Exercise
Copy exactly the lines from the start of the material through the line with "108, 63, 12];". Pictures stay out of the copy.

════════

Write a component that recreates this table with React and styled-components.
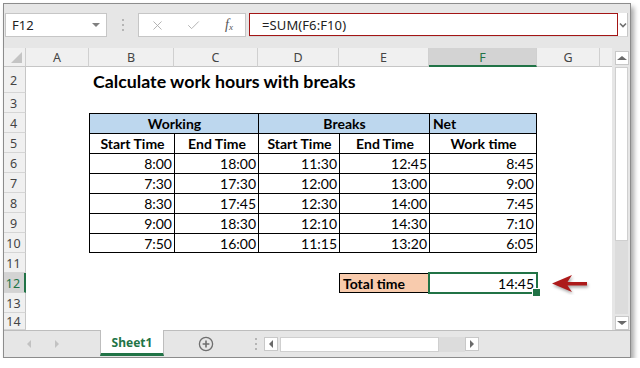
import styled, { createGlobalStyle } from 'styled-components';
import { X, Check } from 'lucide-react';

const GREEN = '#217346';
const CELL_FONT = '"Lato", "Open Sans", sans-serif';
const UI_FONT = '"Noto Sans", "Open Sans", sans-serif';

const GlobalStyle = createGlobalStyle`
  html, body { margin: 0; padding: 0; background: #fff; }
  body { font-family: ${UI_FONT}; }
  * { box-sizing: border-box; }
`;

const COLUMNS = ['A', 'B', 'C', 'D', 'E', 'F', 'G', ''];
const COL_WIDTHS = [22, 63, 85, 84, 81, 90, 108, 63, 12];

// rows of the sheet; each cell: [text, options]
const times = [
    ['8:00', '18:00', '11:30', '12:45', '8:45'],
    ['7:30', '17:30', '12:00', '13:00', '9:00'],
    ['8:30', '17:45', '12:30', '14:00', '7:45'],
    ['9:00', '18:30', '12:10', '14:30', '7:10'],
    ['7:50', '16:00', '11:15', '13:20', '6:05'],
];

function blank(n) {
    return Array.from({ length: n }, () => ({}));
}

const rows = [
    { n: 2, h: 26, cells: [{}, { text: 'Calculate work hours with breaks', title: true, span: 7 }] },
    { n: 3, cells: blank(8) },
    {
        n: 4,
        cells: [
            {},
            { text: 'Working', bold: true, align: 'center', bg: '#bdd7ee', span: 2, edges: 'tl' },
            { text: 'Breaks', bold: true, align: 'center', bg: '#bdd7ee', span: 2, edges: 'tl' },
            { text: 'Net', bold: true, bg: '#bdd7ee', edges: 'tlr' },
            {},
            {},
        ],
    },
    {
        n: 5,
        cells: [
            {},
            ...['Start Time', 'End Time', 'Start Time', 'End Time', 'Work time'].map((t, i) => ({
                text: t,
                bold: true,
                align: 'center',
                edges: i === 4 ? 'tlr' : 'tl',
            })),
            {},
            {},
        ],
    },
    ...times.map((r, ri) => ({
        n: 6 + ri,
        cells: [
            {},
            ...r.map((t, i) => ({
                text: t,
                align: 'right',
                edges: 'tl' + (i === 4 ? 'r' : '') + (ri === 4 ? 'b' : ''),
            })),
            {},
            {},
        ],
    })),
    { n: 11, cells: blank(8) },
    {
        n: 12,
        active: true,
        cells: [
            {},
            {},
            {},
            {},
            { text: 'Total time', bold: true, bg: '#f8cbad', edges: 'tlb' },
            { text: '14:45', align: 'right', selected: true },
            { arrow: true },
            {},
        ],
    },
    { n: 13, cells: blank(8) },
    { n: 14, h: 17, cells: blank(8) },
];

function Arrow() {
    return (
        <svg width="40" height="22" viewBox="0 0 40 22">
            <path
                d="M1 10.5 L21 2 L16.5 9 L36 9 L36 12.5 L16.5 12.5 L21 19 Z"
                fill="#ad1a1a"
                style={{ filter: 'drop-shadow(1.5px 2px 1.5px rgba(0,0,0,0.35))' }}
            />
        </svg>
    );
}

function App() {
    return (
        <>
            <GlobalStyle />
            <Window>
                <FormulaBar>
                    <NameBox>
                        F12
                        <Caret />
                    </NameBox>
                    <Grip>
                        <i />
                        <i />
                        <i />
                    </Grip>
                    <FuncBox>
                        <X size={15} color="#a9a9a9" strokeWidth={1.4} />
                        <Check size={15} color="#a9a9a9" strokeWidth={1.4} />
                        <Fx>
                            f<sub>x</sub>
                        </Fx>
                    </FuncBox>
                    <FormulaBox>
                        <FormulaField>=SUM(F6:F10)</FormulaField>
                        <Chevron viewBox="0 0 8 6" width="8" height="6">
                            <path d="M1 1.5 L4 4.5 L7 1.5" stroke="#707070" strokeWidth="1.6" fill="none" />
                        </Chevron>
                    </FormulaBox>
                </FormulaBar>

                <Body>
                    <Sheet>
                        <Corner />
                        {COLUMNS.map((c, i) => (
                            <ColHead key={i} $active={c === 'F'} $last={c === ''}>
                                {c}
                            </ColHead>
                        ))}
                        {rows.map((row) => [
                            <RowHead key={`h${row.n}`} $active={row.active}>
                                {row.n}
                            </RowHead>,
                            ...row.cells.map((cell, i) =>
                                cell.title ? (
                                    <Title key={`${row.n}-${i}`} $span={cell.span}>
                                        {cell.text}
                                    </Title>
                                ) : (
                                    <Cell
                                        key={`${row.n}-${i}`}
                                        $span={cell.span}
                                        $align={cell.align}
                                        $bold={cell.bold}
                                        $bg={cell.bg}
                                        $edges={cell.edges || ''}
                                        $selected={cell.selected}
                                    >
                                        {cell.arrow ? <Arrow /> : cell.text}
                                    </Cell>
                                )
                            ),
                        ])}
                    </Sheet>
                    <VScroll>
                        <ScrollBtn>
                            <Tri $dir="up" />
                        </ScrollBtn>
                        <VThumb />
                        <VTrack />
                        <ScrollBtn>
                            <Tri $dir="down" />
                        </ScrollBtn>
                    </VScroll>
                </Body>

                <TabBar>
                    <TabNav>
                        <Tri $dir="left" $light />
                        <Tri $dir="right" $light />
                    </TabNav>
                    <SheetTab>Sheet1</SheetTab>
                    <AddSheet>
                        <svg width="16" height="16" viewBox="0 0 16 16">
                            <circle cx="8" cy="8" r="6.6" stroke="#6f6f6f" strokeWidth="1.3" fill="none" />
                            <path d="M8 4.6 V11.4 M4.6 8 H11.4" stroke="#6f6f6f" strokeWidth="1.6" />
                        </svg>
                    </AddSheet>
                    <Grip $small>
                        <i />
                        <i />
                        <i />
                    </Grip>
                    <HScroll>
                        <ScrollBtn>
                            <Tri $dir="left" />
                        </ScrollBtn>
                        <HThumb />
                        <HTrack />
                        <ScrollBtn>
                            <Tri $dir="right" />
                        </ScrollBtn>
                    </HScroll>
                </TabBar>
            </Window>
        </>
    );
}

const Window = styled.div`
    margin: 3px 0 0 3px;
    width: 628px;
    height: 355px;
    border: 1px solid #8c8c8c;
    background: #e6e6e6;
    box-shadow: 3px 4px 5px rgba(0, 0, 0, 0.35);
    display: flex;
    flex-direction: column;
    overflow: hidden;
`;

const FormulaBar = styled.div`
    height: 44px;
    display: flex;
    align-items: flex-start;
    padding: 9px 0 0 1px;
    font-size: 13px;
    color: #222;
`;

const NameBox = styled.div`
    width: 102px;
    height: 24px;
    background: #fff;
    border: 1px solid #c6c6c6;
    display: flex;
    align-items: center;
    justify-content: space-between;
    padding: 0 6px 0 6px;
`;

const Caret = styled.span`
    width: 0;
    height: 0;
    border-left: 4px solid transparent;
    border-right: 4px solid transparent;
    border-top: 4px solid #808080;
`;

const Grip = styled.div`
    width: ${(p) => (p.$small ? '16px' : '31px')};
    height: ${(p) => (p.$small ? '100%' : '24px')};
    display: flex;
    flex-direction: column;
    align-items: center;
    justify-content: center;
    gap: 3px;

    i {
        width: 2px;
        height: 2px;
        background: #b5b5b5;
    }
`;

const FuncBox = styled.div`
    width: 108px;
    height: 24px;
    background: #fff;
    border: 1px solid #c6c6c6;
    display: flex;
    align-items: center;
    padding: 0 0 0 11px;
    gap: 21px;
`;

const Fx = styled.span`
    font-family: 'Liberation Serif', serif;
    font-style: italic;
    font-size: 14px;
    color: #555;
    margin-left: 3px;

    sub {
        font-size: 9px;
        vertical-align: -1px;
    }
`;

const FormulaBox = styled.div`
    margin-left: 3px;
    width: 379px;
    height: 24px;
    background: #fff;
    border-right: 1px solid #c6c6c6;
    border-bottom: 1px solid #d6d6d6;
    display: flex;
    align-items: center;
`;

const FormulaField = styled.div`
    width: 369px;
    height: 23px;
    border: 1px solid #a31515;
    display: flex;
    align-items: center;
    padding-left: 12px;
    letter-spacing: 0.1px;
`;

const Chevron = styled.svg`
    margin-left: 1px;
`;

const Body = styled.div`
    display: flex;
    height: 282px;
`;

const Sheet = styled.div`
    width: 608px;
    background: #fff;
    display: grid;
    grid-template-columns: ${COL_WIDTHS.map((w) => w + 'px').join(' ')};
    grid-template-rows: 19px 26px repeat(11, 20px) 17px;
    overflow: hidden;
`;

const Corner = styled.div`
    background: #f0f0f0;
    border-right: 1px solid #cdcdcd;
    border-bottom: 1px solid #c6c6c6;
    position: relative;

    &::after {
        content: '';
        position: absolute;
        right: 3px;
        bottom: 3px;
        border-left: 11px solid transparent;
        border-bottom: 11px solid #c4c4c4;
    }
`;

const ColHead = styled.div`
    background: ${(p) => (p.$active ? '#d3d3d3' : '#f0f0f0')};
    color: ${(p) => (p.$active ? GREEN : '#444')};
    border-right: ${(p) => (p.$last ? 'none' : '1px solid #d0d0d0')};
    border-bottom: ${(p) => (p.$active ? `2px solid ${GREEN}` : '1px solid #c6c6c6')};
    font-size: 12.5px;
    display: flex;
    align-items: center;
    justify-content: center;
    padding-top: 1px;
`;

const RowHead = styled.div`
    background: ${(p) => (p.$active ? '#d3d3d3' : '#f0f0f0')};
    color: ${(p) => (p.$active ? GREEN : '#444')};
    border-right: ${(p) => (p.$active ? `2px solid ${GREEN}` : '1px solid #c6c6c6')};
    border-bottom: 1px solid #d5d5d5;
    font-size: 12.5px;
    display: flex;
    align-items: center;
    justify-content: center;
    padding: 1px 2px 0 0;
`;

const Title = styled.div`
    grid-column: span ${(p) => p.$span || 1};
    font-family: ${CELL_FONT};
    font-weight: 700;
    font-size: 17.8px;
    color: #000;
    display: flex;
    align-items: center;
    padding: 2px 0 0 4px;
    white-space: nowrap;
`;

const ALIGN = { left: 'flex-start', center: 'center', right: 'flex-end' };
const LINE = '1px solid #000';

const Cell = styled.div`
    grid-column: span ${(p) => p.$span || 1};
    position: relative;
    display: flex;
    align-items: center;
    justify-content: ${(p) => ALIGN[p.$align || 'left']};
    padding: 0 2px 0 3px;
    font-family: ${CELL_FONT};
    font-size: 14px;
    font-weight: ${(p) => (p.$bold ? 700 : 400)};
    color: #000;
    white-space: nowrap;
    background: ${(p) => p.$bg || 'transparent'};
    border-top: ${(p) => (p.$edges.includes('t') ? LINE : 'none')};
    border-left: ${(p) => (p.$edges.includes('l') ? LINE : 'none')};
    border-right: ${(p) => (p.$edges.includes('r') ? LINE : 'none')};
    border-bottom: ${(p) => (p.$edges.includes('b') ? LINE : 'none')};

    ${(p) =>
        p.$selected &&
        `
        outline: 2px solid ${GREEN};
        outline-offset: -1px;
        padding-right: 3px;
        &::after {
            content: '';
            position: absolute;
            right: -4px;
            bottom: -4px;
            width: 7px;
            height: 7px;
            background: ${GREEN};
            border: 1px solid #fff;
            z-index: 2;
        }
    `}

    svg {
        margin-left: 11px;
        margin-top: 1px;
    }
`;

const VScroll = styled.div`
    width: 18px;
    display: flex;
    flex-direction: column;
    padding: 3px 2px 0 3px;
    background: #e6e6e6;
`;

const ScrollBtn = styled.div`
    width: 14px;
    height: 14px;
    flex: none;
    background: #fff;
    border: 1px solid #c8c8c8;
    display: flex;
    align-items: center;
    justify-content: center;
`;

const VThumb = styled.div`
    margin-top: 2px;
    height: 174px;
    background: #fff;
    border: 1px solid #cfcfcf;
`;

const VTrack = styled.div`
    flex: 1;
    background: #dcdcdc;
    margin-bottom: 2px;
`;

const Tri = styled.span`
    width: 0;
    height: 0;
    border: 4px solid transparent;
    ${(p) => {
        const c = p.$light ? '#c2c2c2' : '#6a6a6a';
        if (p.$dir === 'up') return `border-bottom-color: ${c}; border-top-width: 0; border-left-width: 5px; border-right-width: 5px;`;
        if (p.$dir === 'down') return `border-top-color: ${c}; border-bottom-width: 0; border-left-width: 5px; border-right-width: 5px;`;
        if (p.$dir === 'left') return `border-right-color: ${c}; border-left-width: 0; border-top-width: 4.5px; border-bottom-width: 4.5px;`;
        return `border-left-color: ${c}; border-right-width: 0; border-top-width: 4.5px; border-bottom-width: 4.5px;`;
    }}
`;

const TabBar = styled.div`
    flex: 1;
    display: flex;
    border-top: 1px solid #bdbdbd;
    background: #e6e6e6;
`;

const TabNav = styled.div`
    width: 96px;
    display: flex;
    align-items: center;
    padding-left: 23px;
    gap: 24px;
`;

const SheetTab = styled.div`
    width: 64px;
    height: 26px;
    margin-top: -1px;
    background: #fff;
    border-left: 1px solid #bdbdbd;
    border-right: 1px solid #bdbdbd;
    border-bottom: 3px solid ${GREEN};
    color: ${GREEN};
    font-weight: 700;
    font-size: 12px;
    display: flex;
    align-items: center;
    justify-content: center;
    padding-top: 2px;
`;

const AddSheet = styled.div`
    width: 84px;
    display: flex;
    align-items: center;
    padding-left: 34px;
`;

const HScroll = styled.div`
    width: 215px;
    height: 15px;
    margin: 6px 0 0 0;
    display: flex;
`;

const HThumb = styled.div`
    margin-left: 2px;
    width: 159px;
    background: #fff;
    border: 1px solid #cfcfcf;
`;

const HTrack = styled.div`
    flex: 1;
    background: #dcdcdc;
`;

export default App;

════════

Answer to this task
Write a component that recreates this table with React and styled-components.
import styled, { createGlobalStyle } from 'styled-components';
import { X, Check } from 'lucide-react';

const GREEN = '#217346';
const CELL_FONT = '"Lato", "Open Sans", sans-serif';
const UI_FONT = '"Noto Sans", "Open Sans", sans-serif';

const GlobalStyle = createGlobalStyle`
  html, body { margin: 0; padding: 0; background: #fff; }
  body { font-family: ${UI_FONT}; }
  * { box-sizing: border-box; }
`;

const COLUMNS = ['A', 'B', 'C', 'D', 'E', 'F', 'G', ''];
const COL_WIDTHS = [22, 63, 85, 84, 81, 90, 108, 63, 12];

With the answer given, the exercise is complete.